Victoire historique du Pastef

Le Pastef a fait de son adversaire historique et tête de liste de la coalition Wallu Taku, Macky Sall, une bouchée. Le Quotidien, d’ordinaire très critique envers le pouvoir et particulièrement envers Ousmane Sonko, salue cette victoire irréprochable du Parti emmené par le Premier ministre sénégalais. Même constat pour Leeral info. Ce journal assure à sa une que « Pastef lamine l’opposition » sur la base des « résultats provisoires (qui) indiquent une avance significative du Pastef, tant sur la liste proportionnelle nationale que sur la liste majoritaire départementale », écrit-il.

Le Public, l’autre quotidien d’informations générales, fait le même constat en affirmant que « le peuple a (ainsi) confirmé le Pastef », et permis de faire une démonstration de maturité politique de l’ensemble du pays. Sud quotidien observe également un raz-de-marée qui « a balayé tout sur son passage », tel un tsunami. Cette victoire, selon le journal, tue toute velléité de cohabitation de l’opposition qui n’a jamais été en mesure d’inquiéter le pouvoir.
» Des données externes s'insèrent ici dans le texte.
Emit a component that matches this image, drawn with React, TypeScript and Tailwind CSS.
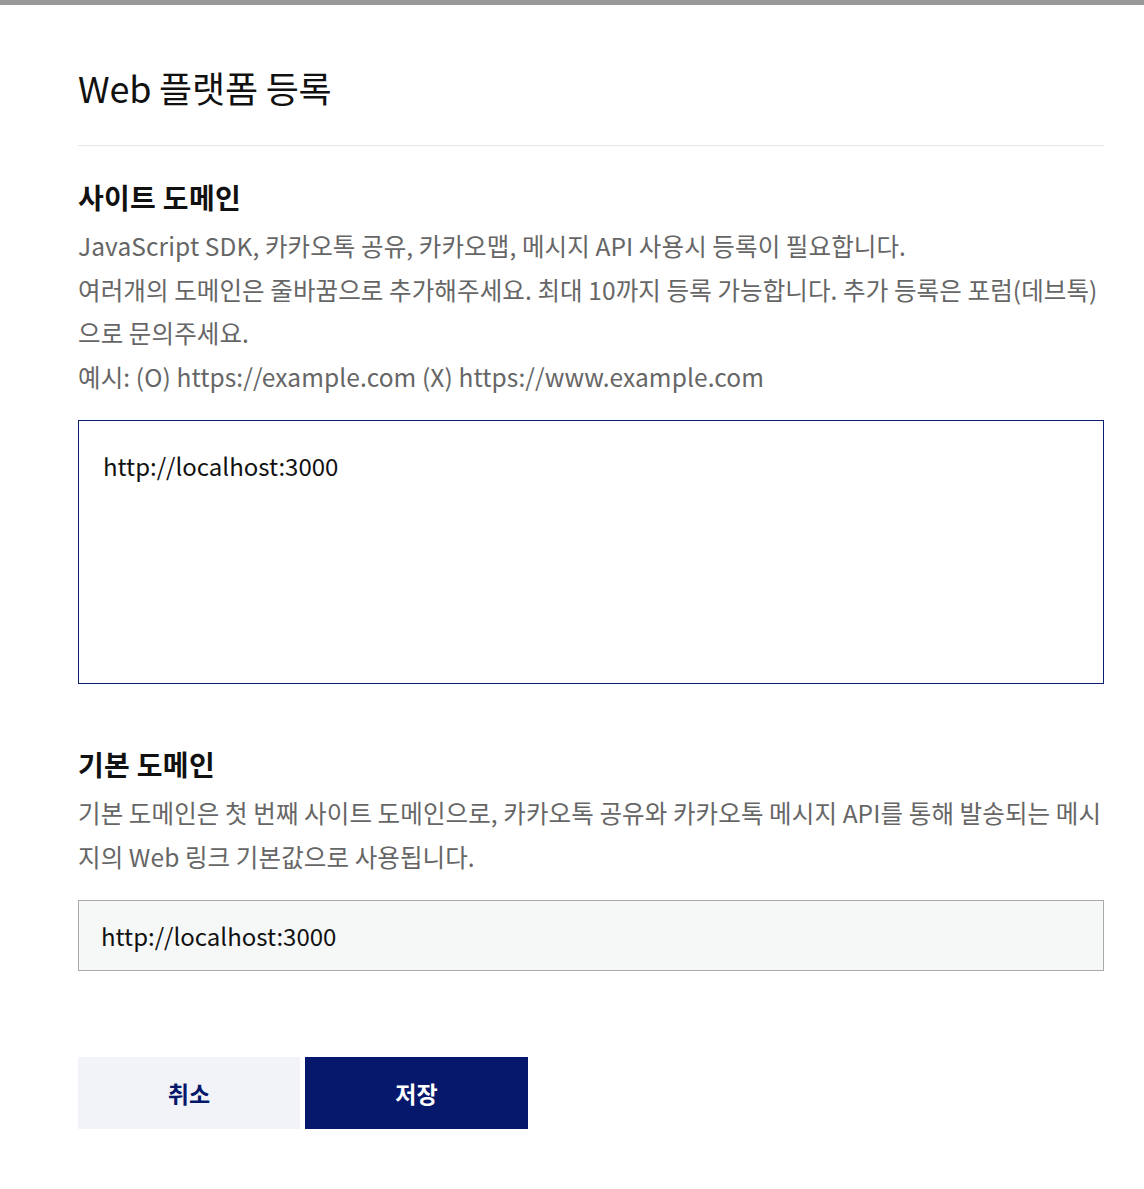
import React from 'react';

const font = { fontFamily: '"Noto Sans CJK KR", "Noto Sans", sans-serif' };

const App = () => {
  return (
    <div className="min-h-screen bg-white" style={font}>
      <div className="h-[5px] bg-[#999999]" />
      <div className="px-[78px] pr-[40px]">
        <h1 className="pt-[57px] pb-[33px] text-[36px] leading-[50px] text-[#111] font-normal tracking-[-0.2px] border-b border-[#e6e6e6]">
          Web 플랫폼 등록
        </h1>

        <section className="pt-[33px]">
          <h2 className="text-[28px] leading-[36px] font-bold text-[#111] tracking-[0.3px]">사이트 도메인</h2>
          <div className="mt-[9px] text-[24.5px] leading-[43.5px] text-[#666] tracking-[0.1px]">
            <p>JavaScript SDK, 카카오톡 공유, 카카오맵, 메시지 API 사용시 등록이 필요합니다.</p>
            <p>
              여러개의 도메인은 줄바꿈으로 추가해주세요. 최대 10까지 등록 가능합니다. 추가 등록은 포럼(데브톡)으로
              문의주세요.
            </p>
            <p>예시: (O) https://example.com (X) https://www.example.com</p>
          </div>
          <textarea
            className="mt-[22px] block w-full h-[264px] border border-[#0a1f73] px-[24px] py-[28px] text-[24px] leading-[34px] text-[#111] resize-none outline-none"
            defaultValue="http://localhost:3000"
            style={font}
          />
        </section>

        <section className="pt-[62px]">
          <h2 className="text-[28px] leading-[36px] font-bold text-[#111] tracking-[0.3px]">기본 도메인</h2>
          <p className="mt-[9px] text-[24.5px] leading-[43.5px] text-[#666] tracking-[0.1px]">
            기본 도메인은 첫 번째 사이트 도메인으로, 카카오톡 공유와 카카오톡 메시지 API를 통해 발송되는 메시지의 Web
            링크 기본값으로 사용됩니다.
          </p>
          <div className="mt-[22px] h-[71px] border border-[#aaaaaa] bg-[#f6f7f7] px-[22px] flex items-center text-[24px] text-[#111]">
            http://localhost:3000
          </div>
        </section>

        <div className="mt-[86px] flex gap-[5px]">
          <button className="w-[222px] h-[72px] bg-[#f1f3f8] text-[#05186b] text-[23px] font-bold">취소</button>
          <button className="w-[223px] h-[72px] bg-[#05186b] text-white text-[23px] font-bold">저장</button>
        </div>
      </div>
    </div>
  );
};

export default App;
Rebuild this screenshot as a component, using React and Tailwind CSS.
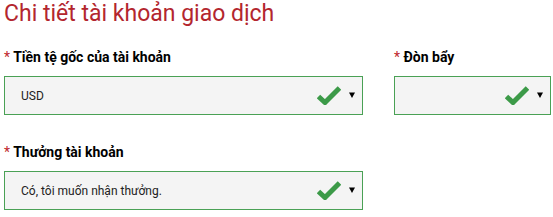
export default function App() {
  const Arrow = () => (
    <svg width="6" height="6" viewBox="0 0 6 6">
      <path d="M0 0.5 H6 L3 6 Z" fill="#000" />
    </svg>
  )
  const Check = () => (
    <svg width="24" height="19" viewBox="0 0 24 19">
      <path d="M1.5 10.5 L8 16.5 L22.5 2" fill="none" stroke="#3c9a48" strokeWidth="5" strokeLinecap="butt" strokeLinejoin="miter" />
    </svg>
  )

  const Select = ({ value, className }) => (
    <div
      className={`h-[39px] border border-[#4aa155] bg-[#f4f4f4] flex items-center pl-[16px] pr-[7px] ${className}`}
    >
      <span className="flex-1 text-[12px] text-[#222]">{value}</span>
      <Check />
      <span className="ml-[8px] flex items-center -mt-[2px]">
        <Arrow />
      </span>
    </div>
  )

  const Label = ({ children }) => (
    <p className="text-[14px] font-bold text-black leading-[16px]">
      <span className="text-[#c0272d] font-normal">*</span> {children}
    </p>
  )

  return (
    <div className="w-[553px] h-[217px] bg-white pl-[4px] font-['Roboto',sans-serif]">
      <h1 className="text-[23px] leading-[28px] text-[#b3262e]">Chi tiết tài khoản giao dịch</h1>
      <div className="flex gap-[31px] mt-[21px]">
        <div className="w-[359px] flex flex-col gap-[11px]">
          <Label>Tiền tệ gốc của tài khoản</Label>
          <Select value="USD" />
        </div>
        <div className="w-[157px] flex flex-col gap-[11px]">
          <Label>Đòn bẩy</Label>
          <Select value="" />
        </div>
      </div>
      <div className="w-[359px] flex flex-col gap-[11px] mt-[29px]">
        <Label>Thưởng tài khoản</Label>
        <Select value="Có, tôi muốn nhận thưởng." />
      </div>
    </div>
  )
}
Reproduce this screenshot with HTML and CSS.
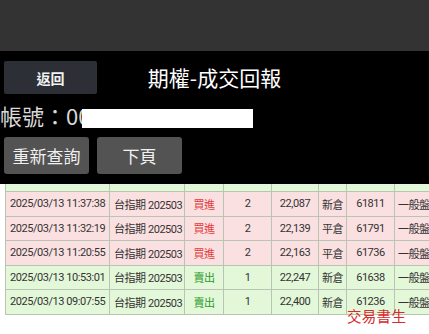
FILE: index.html
```html
<!DOCTYPE html>
<html>
<head>
  <meta charset="utf-8">
  <title>期權-成交回報</title>
  <link rel="stylesheet" href="styles.css">
</head>
<body>
  <div class="statusbar"></div>

  <div class="top">
    <div class="titlebar">
      <button class="back-btn">返回</button>
      <div class="title">期權-成交回報</div>
    </div>

    <div class="account">
      <span>帳號：00</span>
      <div class="mask"></div>
    </div>

    <div class="actions">
      <button class="action-btn">重新查詢</button>
      <button class="action-btn">下頁</button>
    </div>
  </div>

  <div class="list">
    <table class="deals">
      <colgroup>
        <col style="width:104px">
        <col style="width:75px">
        <col style="width:39px">
        <col style="width:48px">
        <col style="width:47px">
        <col style="width:28px">
        <col style="width:48px">
        <col style="width:45px">
      </colgroup>
      <tr class="sell cut">
        <td></td><td></td><td></td><td></td><td></td><td></td><td></td><td></td>
      </tr>
      <tr class="buy">
        <td class="left">2025/03/13 11:37:38</td>
        <td class="left">台指期 202503</td>
        <td class="side">買進</td>
        <td>2</td>
        <td>22,087</td>
        <td>新倉</td>
        <td>61811</td>
        <td class="last">一般盤</td>
      </tr>
      <tr class="buy">
        <td class="left">2025/03/13 11:32:19</td>
        <td class="left">台指期 202503</td>
        <td class="side">買進</td>
        <td>2</td>
        <td>22,139</td>
        <td>平倉</td>
        <td>61791</td>
        <td class="last">一般盤</td>
      </tr>
      <tr class="buy">
        <td class="left">2025/03/13 11:20:55</td>
        <td class="left">台指期 202503</td>
        <td class="side">買進</td>
        <td>2</td>
        <td>22,163</td>
        <td>平倉</td>
        <td>61736</td>
        <td class="last">一般盤</td>
      </tr>
      <tr class="sell">
        <td class="left">2025/03/13 10:53:01</td>
        <td class="left">台指期 202503</td>
        <td class="side">賣出</td>
        <td>1</td>
        <td>22,247</td>
        <td>新倉</td>
        <td>61638</td>
        <td class="last">一般盤</td>
      </tr>
      <tr class="sell">
        <td class="left">2025/03/13 09:07:55</td>
        <td class="left">台指期 202503</td>
        <td class="side">賣出</td>
        <td>1</td>
        <td>22,400</td>
        <td>新倉</td>
        <td>61236</td>
        <td class="last">一般盤</td>
      </tr>
    </table>
    <div class="watermark">交易書生</div>
  </div>
</body>
</html>
```

FILE: styles.css
```css
body {
  margin: 0;
  width: 429px;
  height: 334px;
  overflow: hidden;
  background: #fff;
  font-family: Roboto, "Noto Sans CJK TC", sans-serif;
  color: #333;
}

.statusbar {
  height: 51px;
  background: #333;
}

.top {
  background: #000;
  height: 133px;
}

.titlebar {
  display: grid;
  grid-template-columns: 1fr auto 1fr;
  align-items: center;
  padding: 10px 0 0 4px;
}

.back-btn {
  justify-self: start;
  width: 93px;
  height: 33px;
  border: none;
  border-radius: 2px;
  background: #2c3036;
  color: #f2f2f2;
  font-family: "Noto Sans CJK TC", sans-serif;
  font-size: 14px;
  font-weight: bold;
  padding: 0;
}

.title {
  color: #fff;
  font-family: "Noto Sans CJK TC", sans-serif;
  font-size: 21px;
  line-height: 33px;
  margin-left: -4px;
}

.account {
  position: relative;
  height: 40px;
  padding-top: 2px;
  box-sizing: border-box;
  color: #d8d8d8;
  font-family: "Noto Sans CJK TC", sans-serif;
  font-size: 22px;
  line-height: 38px;
}

.mask {
  position: absolute;
  left: 82px;
  top: 15px;
  width: 171px;
  height: 19px;
  background: #fff;
}

.actions {
  display: flex;
  gap: 8px;
  padding: 3px 0 0 4px;
}

.action-btn {
  width: 85px;
  height: 37px;
  border: none;
  border-radius: 3px;
  background: #535353;
  color: #f0f0f0;
  font-family: "Noto Sans CJK TC", sans-serif;
  font-size: 17px;
  padding: 0;
}

.list {
  position: relative;
  padding-left: 5px;
}

.deals {
  table-layout: fixed;
  width: 434px;
  border-collapse: collapse;
  font-size: 11px;
  letter-spacing: -0.45px;
  white-space: nowrap;
}

.deals td {
  height: 23.5px;
  padding: 0;
  border: 1px solid #b9c4b3;
  text-align: center;
  overflow: hidden;
}

.deals td.left {
  text-align: left;
  padding-left: 4px;
}

.deals td.last {
  text-align: left;
  padding-left: 3px;
  border-right: none;
}

.deals tr.cut td {
  height: 7px;
  border-top: none;
}

.buy td {
  background: #fbe0e1;
}

.sell td {
  background: #e3f7d9;
}

.buy .side {
  color: #e23a3a;
}

.sell .side {
  color: #2c9c2c;
}

.watermark {
  position: absolute;
  left: 347px;
  top: 124px;
  color: #d82a2c;
  font-family: "Noto Sans CJK TC", sans-serif;
  font-size: 14.5px;
  letter-spacing: 0.3px;
  line-height: 15px;
}
```
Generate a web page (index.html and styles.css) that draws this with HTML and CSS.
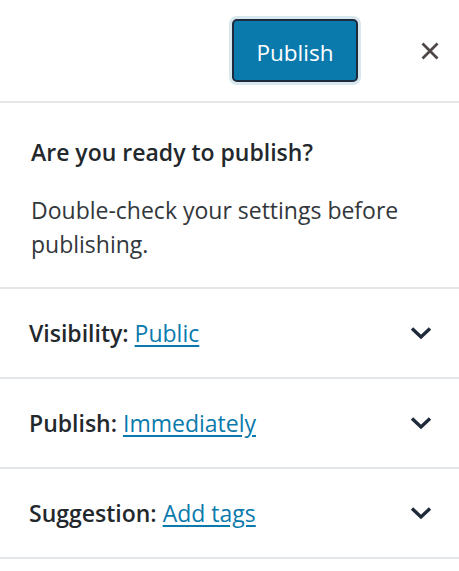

Et pour cause, « le peuple, détenteur de la souveraineté » en a décidé ainsi lors de ce scrutin qui a vite pris les allures d’un référendum pour ou contre Sonko, le Premier ministre.

 

La victoire de Sonko

Cette énorme claque administrée à l’opposition est aussi la victoire personnelle du Premier ministre, Ousmane Sonko, qui a non seulement pris la tête de la liste Pastef pour en découdre avec les anciens pontes du pouvoir Macky Sall qui l’ont empêché de prendre part à la présidentielle, mais il les a battus à plate couture, démontrant ainsi son impact sur la vie politique de son pays.

Sud quotidien voit surtout dans cette victoire, la revanche d’Ousmane Sonko. « Empêché à tort ou à raison, par tous les moyens, de prendre part à la présidentielle du 24 mars dernier, l’actuel Premier ministre avait parrainé le secrétaire général du Pastef pour le porter à la tête de la magistrature. Un fait inédit au Sénégal qui avait augmenté son capital sympathie », rappelle le journal. Même constat pour Direct news qui explique que « Sonko a gagné. Il a, à force de persévérance et de détermination, montré que rien de grand ne peut se faire ni ne se fera sans générosité ni héroïsme », écrit le rédacteur en chef de Direct news.

 

Faible affluence

Seul bémol, le taux de participation qui est d’un peu plus de 40%, et qui est bien loin de l’affluence observée lors de la présidentielle de mars dernier au cours de laquelle 61,3% de sénégalais avaient pris part au vote, ou même des législatives de 2022 qui avaient enregistré un taux de participation de 46,6%. Mais cette victoire éclatante est surtout un boulevard pour le parti au pouvoir. Outre les multiples urgences du quotidien, le pouvoir sénégalais sait en effet qu’il va devoir faire face aux impatiences en raison des nombreuses promesses théorisées autour de son programme « panafricanisme de gauche » comportant le vote du budget 2025, l’abrogation d’une loi d’amnistie contestée, la renégociation de contrats jugés léonins avec les partenaires étrangers et la transformation de l’État et de sa justice.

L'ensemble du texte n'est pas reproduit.